In India, oil companies are keen on selling ethanol-blend fuels but procurement is nowhere close to the required level.

The Cost Factor
The price to buy ethanol for blending was set by the government at Rs 21.5 per litre in the tenders floated in 2006. However, the market price of ethanol currently is Rs 50-55 (it was Rs 40-45 in 2006). "We are bargaining with them to reach to the level of Rs 25-26 per litre (ex-depot) price. But they are not agreeing to this," says an oil company executive.

Ethanol producers see no reason to sell at such low prices when they can sell at higher prices to the chemical and the potable liquor industries, both major consumers of ethanol.

Oil companies have calculated the price of ethanol at Rs 14 per litre as per the calorific value (the amount of heat produced on combustion). Even if the rate is revised to Rs 26-27 a litre, shortfall in supply will remain. An acquisition price higher than this would make blending with petrol uneconomical. In fact, ethanol suppliers and oil companies had met in November, but this meeting too ended in a deadlock. A joint committee set up to look into the ethanol procurement issues has been asked to look at the best cost of the produce.

Sweet Nothings
Although three ministries are supposed to be coordinating in the issue, the minister of state (independent charge) for environment and forests, Jairam Ramesh, does not see any future for biofuels. "Biofuel does not have a relevant role in the Indian context in view of land limitation and food security," he said while speaking at a conference on environment friendly vehicles, in New Delhi in November. "We have land limitation and huge population pressure. We have to have food security," he maintained and added that though "it (biofuel) may play a small role, but a big role has to be from the hybrids, auto-electric and, of course, the CNG vehicles." This is in contrast with the government's stated goal of 20 per cent ethanol blending with fossil fuels by 2017.

Click here to view enlarged imageAnother concern is the falling sugarcane production in India. "It is becoming commercially unviable to use ethanol as a blend," says S.L. Jain, director general of Indian Sugar Mills' Association. Demand for molasses and ethanol in the alternate market (liquor and chemicals) is going up, while the supply is limited, adds Jain.

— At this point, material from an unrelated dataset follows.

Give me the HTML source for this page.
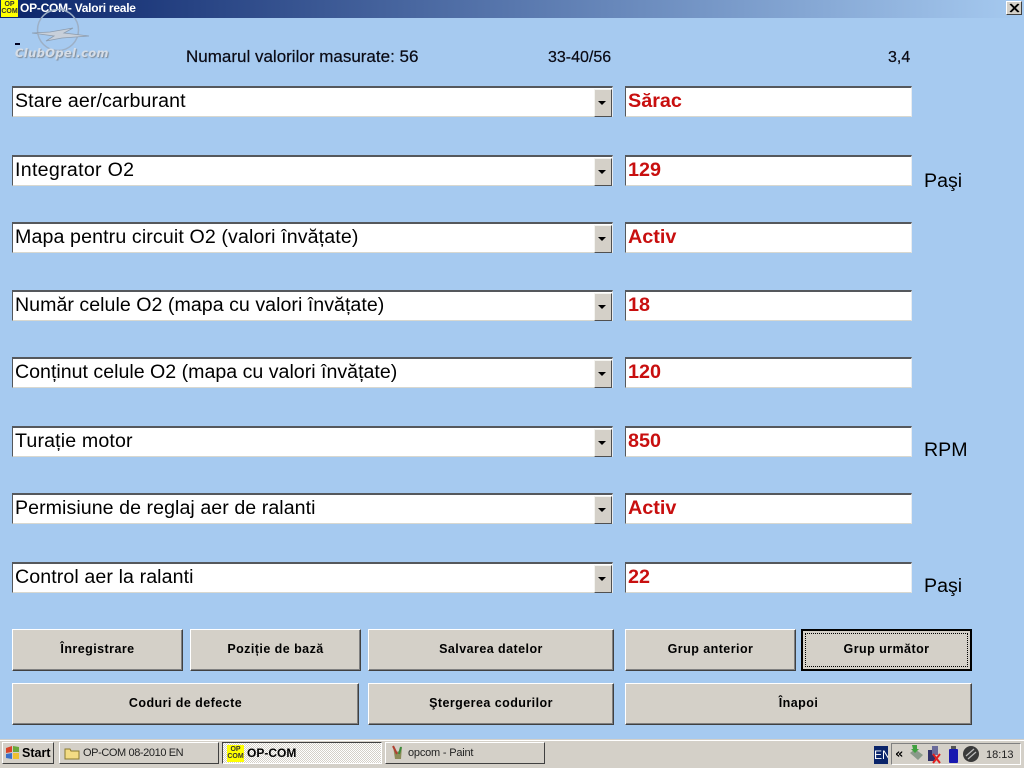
<!DOCTYPE html>
<html><head><meta charset="utf-8"><title>OP-COM</title>
<style>
html,body{margin:0;padding:0}
body{width:1024px;height:768px;position:relative;overflow:hidden;background:#a6caf0;font-family:"Liberation Sans",sans-serif;color:#000}
div,span{position:absolute;box-sizing:border-box;white-space:nowrap}
.title{left:0;top:0;width:1024px;height:18px;background:linear-gradient(90deg,#0a246a,#a6caf0)}
.ico{background:#ff0;color:#333;font:bold 7px/7px "Liberation Sans",sans-serif;text-align:center;width:17px;height:17px;padding-top:1px}
.ttl{left:20px;top:1px;color:#fff;font:bold 12px/15px "Liberation Sans",sans-serif;letter-spacing:-.25px}
.x{left:1006px;top:1px;width:16px;height:14px;background:#d4d0c8;border:1px solid;border-color:#fff #404040 #404040 #fff}
.lbl{line-height:18px;color:#0a0a14}
.c{left:12px;width:601px;height:31px;background:#fff;border:1px solid;border-top:2px solid #55585c;border-color:#55585c #e8ecf0 #d8d8d0 #55585c;font-size:19.6px;line-height:27px;padding-left:2px}
.c b{position:absolute;right:0;top:1px;width:16px;height:26px;background:#d4d0c8;border:1px solid;border-color:#f4f4f0 #505050 #505050 #f4f4f0}
.c b:after{content:"";position:absolute;left:3px;top:11px;border:4px solid transparent;border-top:4px solid #000;border-bottom:0}
.v{left:625px;width:287px;height:31px;background:#fff;border:1px solid;border-top:2px solid #55585c;border-color:#55585c #e8ecf0 #d8d8d0 #55585c;font:bold 19.8px/27px "Liberation Sans",sans-serif;color:#c80f0f;padding-left:2px}
.u{left:924px;font-size:19.6px;line-height:24px}
.b{height:42px;background:#d4d0c8;border:1px solid;border-color:#fff #404040 #404040 #fff;box-shadow:inset -1px -1px 0 #808080;font:bold 12.5px/39px "Liberation Sans",sans-serif;letter-spacing:.45px;text-align:center}
.task{left:0;top:739px;width:1024px;height:29px;background:#d4d0c8;border-top:1px solid #d4d0c8;box-shadow:inset 0 1px 0 #fff}
.tb{top:742px;height:22px;background:#d4d0c8;border:1px solid;border-color:#fff #404040 #404040 #fff;font-size:11px;line-height:21px}
</style></head><body>
<div class="title"></div>
<div class="ico" style="left:1px;top:0">OP<br>COM</div>
<div class="ttl">OP-COM- Valori reale</div>
<svg width="110" height="50" style="position:absolute;left:0;top:8px">
<circle cx="58" cy="22" r="20.5" fill="none" stroke="#9db0c6" stroke-width="1.5"/>
<path d="M32 25L50 24 73 20 64 25 89 28 62 30 46 33 54 28z" fill="#c8d0da" stroke="#8c9cae" stroke-width=".8"/>
</svg>
<div class="x"><svg width="14" height="12" style="position:absolute;left:0;top:0"><path d="M3 2l8 8M4 2l8 8M11 2l-8 8M12 2l-8 8" stroke="#000" stroke-width="1.2"/></svg></div>

<div style="left:15px;top:43px;width:5px;height:2px;background:#000020"></div>
<div style="left:15px;top:45px;font:italic bold 11.5px/16px 'DejaVu Sans',sans-serif;color:#d6dde6;letter-spacing:.35px;text-shadow:1px 1px 1px #7f8a96">ClubOpel.com</div>

<div class="lbl" style="left:186px;top:48px;font-size:17px;-webkit-text-stroke:.2px #0a0a14">Numarul valorilor masurate: 56</div>
<div class="lbl" style="left:548px;top:49px;font-size:16px;-webkit-text-stroke:.2px #0a0a14">33-40/56</div>
<div class="lbl" style="left:888px;top:49px;font-size:16px;-webkit-text-stroke:.2px #0a0a14">3,4</div>

<div class="c" style="top:86px;letter-spacing:.1px">Stare aer/carburant<b></b></div><div class="v" style="top:86px">Sărac</div>
<div class="c" style="top:155px;letter-spacing:.3px">Integrator O2<b></b></div><div class="v" style="top:155px">129</div><div class="u" style="top:169px">Paşi</div>
<div class="c" style="top:222px;letter-spacing:.12px">Mapa pentru circuit O2 (valori învățate)<b></b></div><div class="v" style="top:222px">Activ</div>
<div class="c" style="top:290px;letter-spacing:.03px">Număr celule O2 (mapa cu valori învățate)<b></b></div><div class="v" style="top:290px">18</div>
<div class="c" style="top:357px">Conținut celule O2 (mapa cu valori învățate)<b></b></div><div class="v" style="top:357px">120</div>
<div class="c" style="top:426px;letter-spacing:.15px">Turație motor<b></b></div><div class="v" style="top:426px">850</div><div class="u" style="top:438px">RPM</div>
<div class="c" style="top:493px;letter-spacing:.06px">Permisiune de reglaj aer de ralanti<b></b></div><div class="v" style="top:493px">Activ</div>
<div class="c" style="top:562px;letter-spacing:.1px">Control aer la ralanti<b></b></div><div class="v" style="top:562px">22</div><div class="u" style="top:574px">Paşi</div>

<div class="b" style="left:12px;top:629px;width:171px">Înregistrare</div>
<div class="b" style="left:190px;top:629px;width:171px">Poziție de bază</div>
<div class="b" style="left:368px;top:629px;width:246px">Salvarea datelor</div>
<div class="b" style="left:625px;top:629px;width:171px">Grup anterior</div>
<div class="b" style="left:801px;top:629px;width:171px;border:2px solid #000;box-shadow:none;line-height:37px">Grup următor<div style="left:2px;top:2px;right:2px;bottom:2px;border:1px dotted #000"></div></div>
<div class="b" style="left:12px;top:683px;width:347px">Coduri de defecte</div>
<div class="b" style="left:368px;top:683px;width:246px">Ştergerea codurilor</div>
<div class="b" style="left:625px;top:683px;width:347px">Înapoi</div>

<div class="task"></div>
<div class="tb" style="left:2px;width:52px;font:bold 12.5px/21px 'Liberation Sans',sans-serif;padding-left:19px">Start
<svg width="15" height="15" style="position:absolute;left:2px;top:2px"><path d="M1 3l6-2v6l-6 1z" fill="#d8442a"/><path d="M8 1l6 1v5l-6 0z" fill="#6aa83a"/><path d="M1 9l6-1v6l-6-1z" fill="#3a70c8"/><path d="M8 8h6v6l-6 0z" fill="#eec030"/></svg></div>
<div class="tb" style="left:59px;width:160px;padding-left:23px;color:#222;letter-spacing:-.4px">OP-COM 08-2010 EN
<svg width="17" height="14" style="position:absolute;left:4px;top:3px"><path d="M1 3h5l1 2h8v8H1z" fill="#f3dc84" stroke="#8a7a30"/></svg></div>
<div class="tb" style="left:222px;width:160px;border-color:#404040 #fff #fff #404040;background:repeating-conic-gradient(#fff 0 25%,#d4d0c8 0 50%) 0 0/2px 2px;font:bold 12px/21px 'Liberation Sans',sans-serif;padding-left:24px">OP-COM
<div class="ico" style="left:4px;top:2px;letter-spacing:0;font:bold 7px/7px 'Liberation Sans',sans-serif">OP<br>COM</div></div>
<div class="tb" style="left:385px;width:160px;padding-left:22px;color:#222;letter-spacing:-.2px">opcom - Paint
<svg width="16" height="16" style="position:absolute;left:4px;top:2px"><path d="M3 1l3 6 4-1 2-5-1 13H5z" fill="#8c8c58"/><path d="M3 1l4 8" stroke="#b04030" stroke-width="2"/><path d="M11 2l-2 7" stroke="#3a8a3a" stroke-width="2"/></svg></div>

<div style="left:874px;top:746px;width:14px;height:18px;background:#0a246a;color:#fff;font-size:12px;line-height:18px;overflow:hidden">EN</div>
<div style="left:891px;top:743px;width:130px;height:22px;border:1px solid;border-color:#808080 #fff #fff #808080"></div>
<div style="left:895px;top:747px;font:bold 13px/16px 'DejaVu Sans',sans-serif">«</div>
<svg width="84" height="20" style="position:absolute;left:908px;top:744px">
<path d="M2 9l5-4 8 6-5 5z" fill="#8a9a8a"/><path d="M4 1l5 0 0 4 2 0-4 4-4-4 2 0z" fill="#3fa03f"/>
<rect x="20" y="6" width="7" height="11" fill="#30306a"/><rect x="24" y="2" width="6" height="9" fill="#6a6a9a"/><path d="M25 10l7 9M32 10l-7 9" stroke="#e02020" stroke-width="2"/>
<rect x="41" y="5" width="9" height="14" rx="1" fill="#1818b0"/><rect x="43" y="2" width="5" height="3" fill="#555"/>
<circle cx="63" cy="10" r="8" fill="#3a3a3a"/><path d="M58 12l8-7M60 15l8-7" stroke="#bbb" stroke-width="1.2"/>
</svg>
<div style="left:986px;top:746px;font-size:11px;line-height:18px;color:#222">18:13</div>
</body></html>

Moreover, there is limited land under sugarcane and, therefore, limited ethanol supply, say officials in the ministry of agriculture. A surge in demand for sugarcane could lead to sugar prices going beyond limits. Ministry officials add that India is not in a position to repeat Brazil's success, and that the phenomenon has failed in most other countries. A 2008 McKinsey study of US ethanol infrastructure revealed that although constraints in distribution are still to be overcome for the industry to grow, the US market has seen a surge in price of corn, the raw material for ethanol in the US, and other corn produce. Further, ethanol blending is facing a controversy even in the US because a number of studies claim that ethanol is actually energy negative — that is, it takes more energy to produce it than the amount it releases.

Vexing Mix
At the state level too, ethanol procurement is facing hiccups. Taxation and licence fee structure on import and export of ethanol and ethanol-based products often act as deterrents. Procurement has been just 1 per cent of the contracted quantity in Tamil Nadu and Kerala, 2 per cent in Jharkhand and nil in Orissa, West Bengal and Chhattisgarh over three years.

The Chhattisgarh government has not cleared any no-objection certificates (NOCs) for supply of ethanol. West Bengal has created many filters and stipulations such as issuance of licences including for locations for custody of ethanol during transportations, and dual locking of ethanol tanks jointly by excise officers and operation officers.

Taxes levied by states result in an increase in the price of ethanol. "The purpose is to reduce the price of the fuel along with making it more environment-friendly. But if such taxes are levied, it would not help," says a senior officer from ministry of petroleum. In Jharkhand, for instance, although ethanol supply started in July 2007, it stopped after an import fee of Rs 1,000 per kilolitre was imposed. UP has imposed a tax of Rs 1,500 per kilolitre on export of ethanol and has deterred import of cheaper supply through a tax of Rs 1,000 per kilolitre.

The petroleum ministry may be keen to push forward ethanol blended fuel for environmental and economic reasons, but this is far from possible as there is more than 50 per cent shortfall in procurement, and discussions between the involved parties have as yet yielded little in way of solutions.